Creating a Scatter Plot, on the other hand, is a useful way to find relationships between two variables, also to visualize the positive or negative correlation.
Other graphic tools like Word Cloud or Mosaic Plot are available to understand the ratio of variables.
So, you’re done with the exploration? Then use the Prediction Tree to make decisions or to find the factors that influence your variables the most. Eventually, make the right assumptions and take the right moves based on your data.
Why Is Exploratory Data Analysis Important?
Data visualization is a key element to have deeper insights during the analytical process. Even once you have completely understood the data set, it is to your advantage to use alternative techniques in order to make the data even more refined.
Graphic techniques and statistical graphics can trigger the pattern-recognizer ability of the human brain and can help you to investigate the dataset without having preliminary assumptions. This is important because after you have completely understood the data set and familiarized yourself with its characteristics, you may see that the features you originally selected are not totally suitable for your purposes.
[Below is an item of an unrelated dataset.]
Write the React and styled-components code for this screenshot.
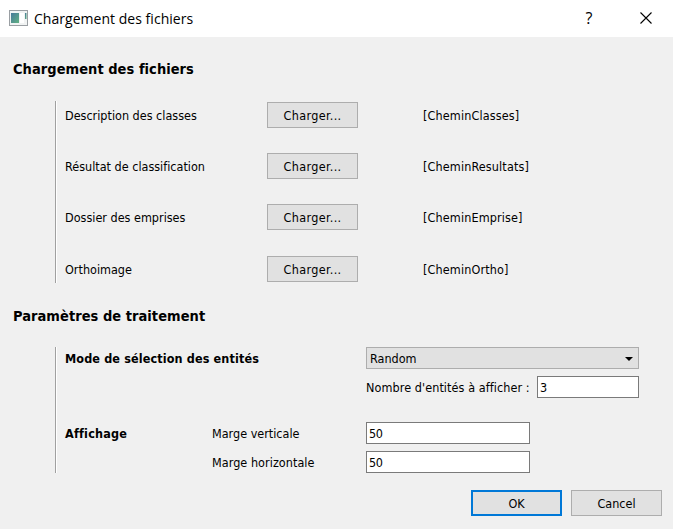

Thus you may decide to change these, and add other features in order to create a more comprehensive picture of the data. EDA should thus provide you with a firm set of features to use with statistical learning. Additionally, it can refine your choice of feature variables that will later be utilized for machine learning.
EDA thus has a profound importance in the realm of data science and especially machine learning. It is important to use EDA to its fullest extent in order to generate accurate models on the right data, and to create the right kinds of variables in data preparation. It allows you to utilize your resources efficiently by keeping your data free of outliers and unbiased.
The philosophy of Exploratory Data Analysis paired with the quantitative approach of Classical Analysis is a powerful combination, and data visualizer applications like AnswerMiner can help you to understand your customers’ behavior, find the right variables for your model or predict important business conclusions.